Labor Day
I flew to Dallas today to give a
speech. The flight was uneventful except for a woman seated in
front of me who started talking at about 2 PM PDT and did not stop
talking at all — not once — for the whole flight. How can she do
that? She talked for four solid hours.
I checked into my wonderful hotel, the Gaylord Texan, and
watched a show on Nat Geo about a man from America put into prison
in the Soviet in 1976 for trafficking in heroin. Scary, but what a
dope he was.
Then, a show on MSNBC hosted by my old pal, Chris Matthews,
about Barack Obama. It was an extremely laudatory show, about how
Mr. Obama tapped into all of young America’s wish to have Hope and
Change rule the land.
Mr. Obama’s shining desire to have Hope and Change guide our
politics was — supposedly — what got him elected.
Now, I know Chris Matthews. He is a very pleasant, smart,
articulate man. Can he really say that Mr. Obama has brought about
Hope and Change? What has he changed? We are far poorer than when
he took office. Our national debt is far higher. We are still in a
hopeless war in Afghanistan. Black people are still very much less
well off than white people. What has Mr. Obama done that’s
good?
Yes, he did get a universal health care law passed. But Mr.
Nixon proposed a much more comprehensive, much more comprehensible
plan in 1973! FORTY YEARS AGO!!!! Is Mr. Obama bragging that he
finished something Nixon started four decades ago? I wrote that
message to Congress for RN. The Democrats killed the bill. BAM!
Dead on Arrival on Capitol Hill. Killed by Teddy’s spite.
So, where is the Hope and the Change? If you are a poor black
woman with two kids and no man, where is the Hope? If you are a
white woman abandoned with two kids, where is the Change?
For President Obama to promise Hope and Change was cynicism on a
big scale. What was he going to do for the poor? For the
illiterate? For the two million prisoners in our prisons? What was
he going to do? All he could do was give black voters someone to
believe in — and then do NOTHING for them, and (as Shelby Steele
points out) make white people feel they are expiating their sins
(their imaginary sins) of racism by casting a vote for him.

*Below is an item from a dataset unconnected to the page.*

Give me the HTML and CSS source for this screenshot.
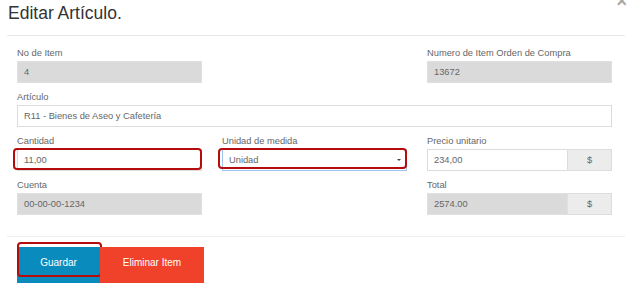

Mr. Obama’s insight — shaped by a lifetime of experience —
that white voters would vote for him out of shame over the past and
maybe even out of a wish to be cool and hip, was historic. But the
result for Americans has been a disaster: a national debt
approaching the point of no return and a far deeper cynicism than
before. The change that has happened, as my brilliant pal John
Coyne puts it, is that “….now there is no hope.” They are all
scoundrels and the more they say they aren’t, the darker the tunnel
and the light grows fainter.
God help us. I want to be back on Lake Pendoreille.